— REQUIRED TASK —
Return all lines that include the string "this".

— SUPPLIED RECORDS —

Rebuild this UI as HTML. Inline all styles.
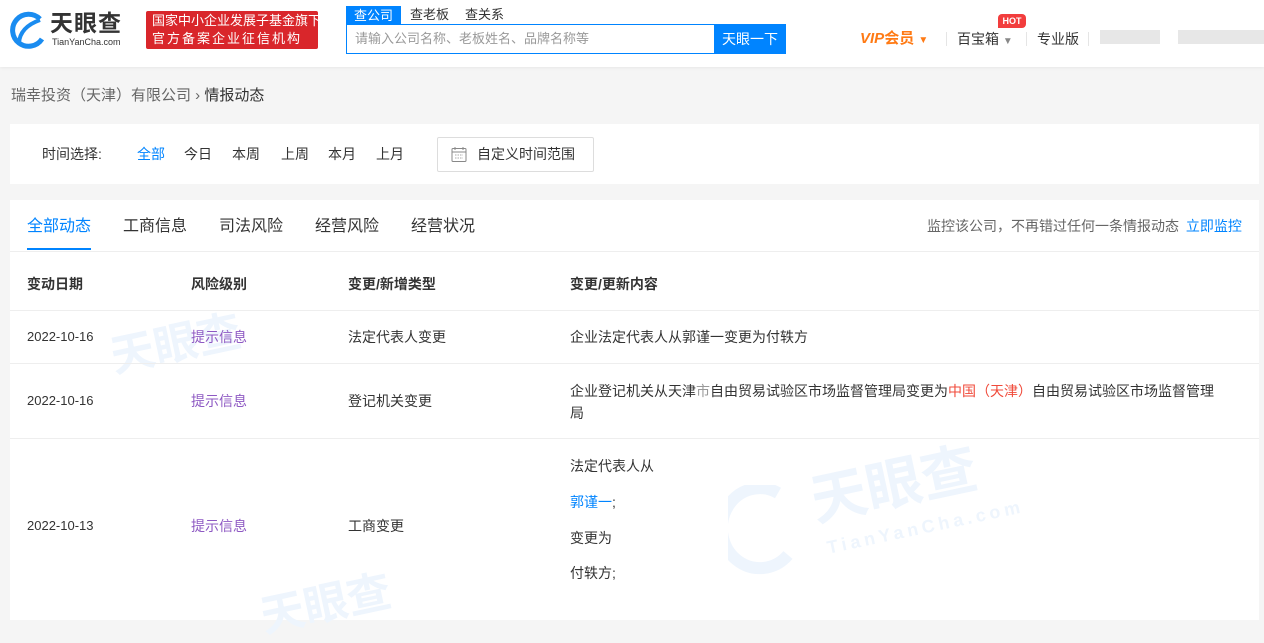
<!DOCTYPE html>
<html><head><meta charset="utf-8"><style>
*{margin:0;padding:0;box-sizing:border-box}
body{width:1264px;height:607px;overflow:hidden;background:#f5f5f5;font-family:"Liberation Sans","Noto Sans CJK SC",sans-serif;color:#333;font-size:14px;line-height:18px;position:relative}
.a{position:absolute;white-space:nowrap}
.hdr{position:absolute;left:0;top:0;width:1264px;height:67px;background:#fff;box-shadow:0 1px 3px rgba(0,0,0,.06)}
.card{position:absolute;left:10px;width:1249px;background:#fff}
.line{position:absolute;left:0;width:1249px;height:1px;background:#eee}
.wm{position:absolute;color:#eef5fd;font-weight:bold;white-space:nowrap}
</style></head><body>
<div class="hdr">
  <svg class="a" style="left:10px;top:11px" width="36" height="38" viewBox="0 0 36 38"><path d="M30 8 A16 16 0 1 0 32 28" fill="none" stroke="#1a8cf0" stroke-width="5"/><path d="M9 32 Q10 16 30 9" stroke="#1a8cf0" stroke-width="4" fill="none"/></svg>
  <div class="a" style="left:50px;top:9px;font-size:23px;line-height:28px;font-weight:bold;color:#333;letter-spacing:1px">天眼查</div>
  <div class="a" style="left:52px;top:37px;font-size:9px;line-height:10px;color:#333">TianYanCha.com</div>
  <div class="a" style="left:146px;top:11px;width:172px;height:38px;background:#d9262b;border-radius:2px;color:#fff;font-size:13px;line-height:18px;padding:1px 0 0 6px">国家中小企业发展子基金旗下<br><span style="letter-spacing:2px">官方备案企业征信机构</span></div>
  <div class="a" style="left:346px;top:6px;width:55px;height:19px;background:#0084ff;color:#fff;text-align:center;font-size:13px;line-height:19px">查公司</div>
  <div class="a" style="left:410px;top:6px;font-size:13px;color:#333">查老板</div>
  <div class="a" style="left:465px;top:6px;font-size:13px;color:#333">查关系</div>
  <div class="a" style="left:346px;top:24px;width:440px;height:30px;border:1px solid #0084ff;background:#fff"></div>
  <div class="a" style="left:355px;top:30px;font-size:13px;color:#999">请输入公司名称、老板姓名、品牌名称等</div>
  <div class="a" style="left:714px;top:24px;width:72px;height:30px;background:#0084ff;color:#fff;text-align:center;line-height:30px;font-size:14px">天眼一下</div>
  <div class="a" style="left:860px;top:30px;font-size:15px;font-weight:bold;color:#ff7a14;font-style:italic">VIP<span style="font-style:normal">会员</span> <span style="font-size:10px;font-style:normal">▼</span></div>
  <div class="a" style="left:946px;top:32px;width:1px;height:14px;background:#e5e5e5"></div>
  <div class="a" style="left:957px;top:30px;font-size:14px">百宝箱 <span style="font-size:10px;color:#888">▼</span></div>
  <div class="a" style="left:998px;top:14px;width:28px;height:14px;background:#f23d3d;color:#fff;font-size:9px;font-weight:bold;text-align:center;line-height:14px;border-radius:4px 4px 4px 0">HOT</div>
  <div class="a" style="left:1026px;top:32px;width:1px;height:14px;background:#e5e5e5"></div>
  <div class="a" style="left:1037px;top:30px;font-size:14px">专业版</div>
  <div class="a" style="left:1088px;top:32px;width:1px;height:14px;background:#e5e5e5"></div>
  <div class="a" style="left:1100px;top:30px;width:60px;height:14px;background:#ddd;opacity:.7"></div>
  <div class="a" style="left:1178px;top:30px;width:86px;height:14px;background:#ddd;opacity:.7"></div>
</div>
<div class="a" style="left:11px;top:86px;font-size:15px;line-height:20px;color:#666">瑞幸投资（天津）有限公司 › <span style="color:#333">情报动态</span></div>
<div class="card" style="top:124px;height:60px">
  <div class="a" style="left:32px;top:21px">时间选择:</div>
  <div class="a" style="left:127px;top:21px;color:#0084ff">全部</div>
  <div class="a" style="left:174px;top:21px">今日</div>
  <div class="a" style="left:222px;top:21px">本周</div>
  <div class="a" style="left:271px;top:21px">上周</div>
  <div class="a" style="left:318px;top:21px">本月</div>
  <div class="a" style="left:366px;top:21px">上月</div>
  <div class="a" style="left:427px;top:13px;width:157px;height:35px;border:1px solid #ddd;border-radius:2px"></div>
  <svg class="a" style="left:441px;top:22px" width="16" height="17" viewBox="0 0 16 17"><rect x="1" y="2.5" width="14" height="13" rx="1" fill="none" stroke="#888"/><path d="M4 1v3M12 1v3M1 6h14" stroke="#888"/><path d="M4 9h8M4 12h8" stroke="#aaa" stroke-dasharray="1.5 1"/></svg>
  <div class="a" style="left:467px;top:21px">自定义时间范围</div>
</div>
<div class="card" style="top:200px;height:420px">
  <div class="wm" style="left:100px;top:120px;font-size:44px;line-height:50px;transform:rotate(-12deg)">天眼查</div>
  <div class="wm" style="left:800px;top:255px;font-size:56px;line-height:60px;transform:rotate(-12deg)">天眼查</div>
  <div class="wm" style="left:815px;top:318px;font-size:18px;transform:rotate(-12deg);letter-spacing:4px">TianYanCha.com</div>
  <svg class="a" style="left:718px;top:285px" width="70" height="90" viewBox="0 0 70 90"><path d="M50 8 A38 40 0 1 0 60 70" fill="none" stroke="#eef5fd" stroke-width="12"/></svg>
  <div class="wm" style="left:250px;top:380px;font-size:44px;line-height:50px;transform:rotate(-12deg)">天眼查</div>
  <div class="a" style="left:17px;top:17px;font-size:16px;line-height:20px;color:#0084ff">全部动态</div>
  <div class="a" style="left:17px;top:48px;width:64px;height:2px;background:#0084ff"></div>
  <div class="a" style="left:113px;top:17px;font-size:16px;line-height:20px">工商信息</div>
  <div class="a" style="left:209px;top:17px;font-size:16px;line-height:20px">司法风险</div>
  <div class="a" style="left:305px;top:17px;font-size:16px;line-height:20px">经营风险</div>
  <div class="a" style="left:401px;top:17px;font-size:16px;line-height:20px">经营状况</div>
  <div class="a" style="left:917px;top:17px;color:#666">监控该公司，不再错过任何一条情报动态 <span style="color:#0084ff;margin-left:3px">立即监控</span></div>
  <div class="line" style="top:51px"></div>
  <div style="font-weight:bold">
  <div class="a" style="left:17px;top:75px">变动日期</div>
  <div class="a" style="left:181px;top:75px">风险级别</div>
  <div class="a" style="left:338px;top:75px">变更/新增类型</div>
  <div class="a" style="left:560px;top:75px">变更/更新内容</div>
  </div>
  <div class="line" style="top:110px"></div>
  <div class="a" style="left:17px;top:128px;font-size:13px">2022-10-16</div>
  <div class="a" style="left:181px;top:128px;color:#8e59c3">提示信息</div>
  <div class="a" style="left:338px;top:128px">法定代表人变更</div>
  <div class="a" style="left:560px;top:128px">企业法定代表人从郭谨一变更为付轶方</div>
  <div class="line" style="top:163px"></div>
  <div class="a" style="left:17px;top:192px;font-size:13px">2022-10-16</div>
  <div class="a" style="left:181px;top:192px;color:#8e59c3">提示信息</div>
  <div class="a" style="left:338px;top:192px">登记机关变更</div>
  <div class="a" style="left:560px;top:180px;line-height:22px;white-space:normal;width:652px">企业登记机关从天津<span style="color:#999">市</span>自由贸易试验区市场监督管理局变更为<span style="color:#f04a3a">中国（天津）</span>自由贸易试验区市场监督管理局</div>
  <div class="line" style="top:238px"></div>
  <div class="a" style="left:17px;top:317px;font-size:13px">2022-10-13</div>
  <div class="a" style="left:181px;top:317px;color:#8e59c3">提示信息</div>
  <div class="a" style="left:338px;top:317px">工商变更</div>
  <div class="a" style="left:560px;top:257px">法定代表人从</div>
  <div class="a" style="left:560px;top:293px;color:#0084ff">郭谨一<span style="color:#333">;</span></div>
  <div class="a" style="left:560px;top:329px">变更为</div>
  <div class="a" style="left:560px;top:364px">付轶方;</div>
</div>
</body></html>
---
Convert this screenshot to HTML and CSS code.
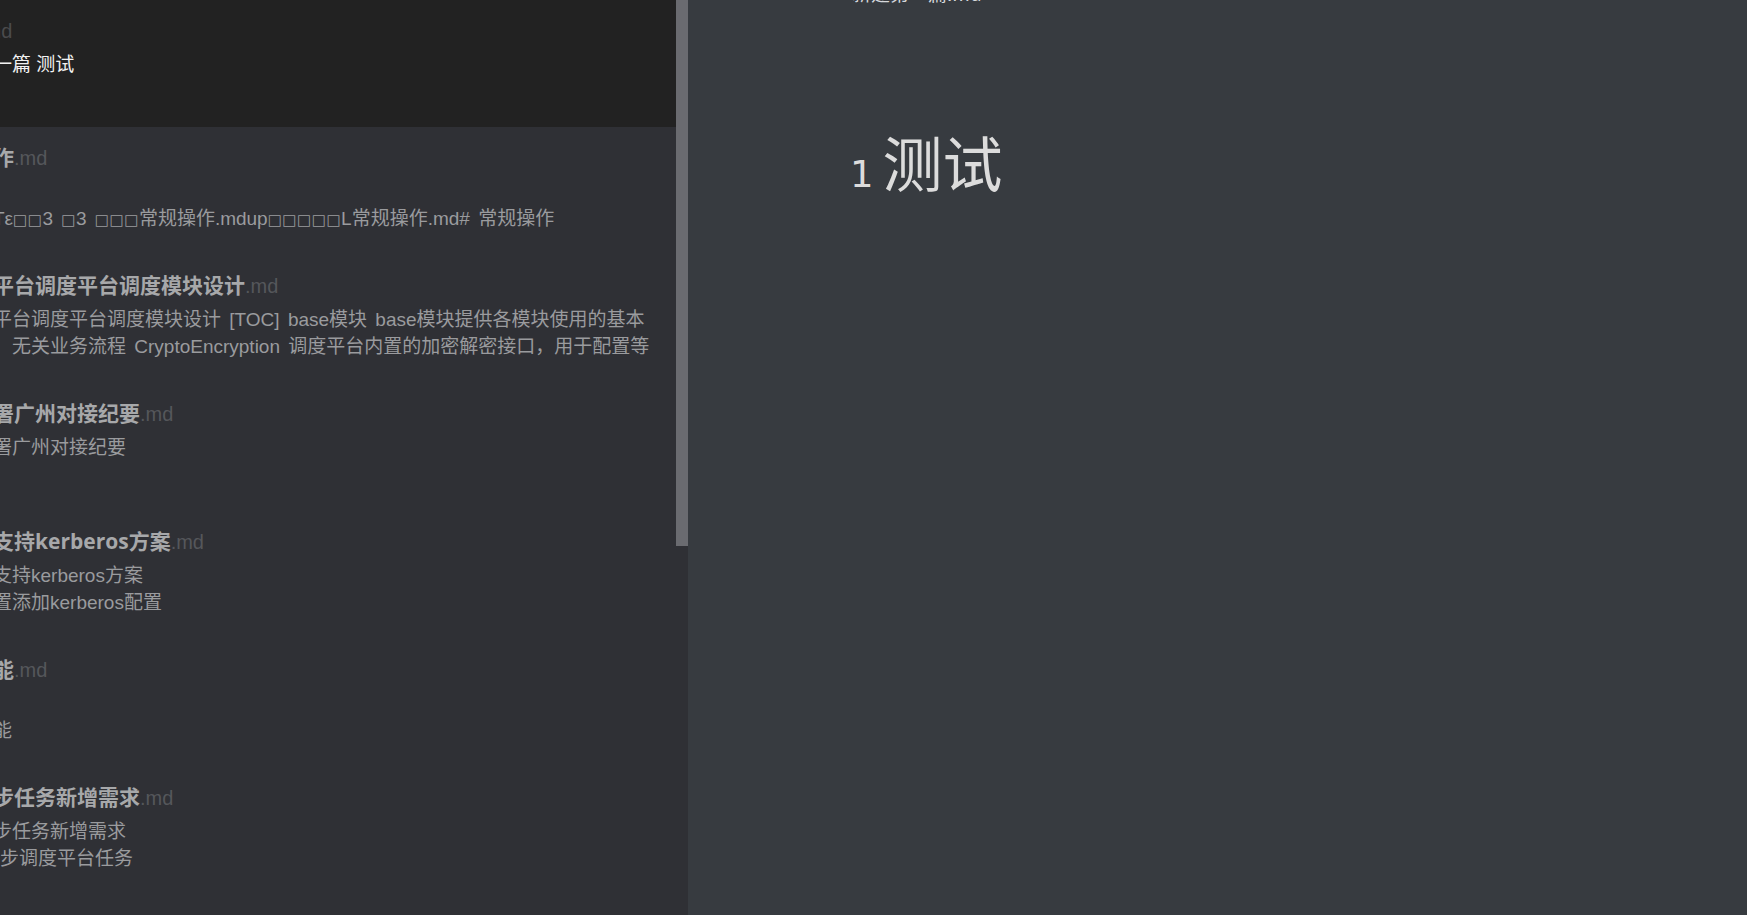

— CORRECT ANSWER —
Rebuild this UI as HTML. Inline all styles.
Convert this screenshot to HTML and CSS code.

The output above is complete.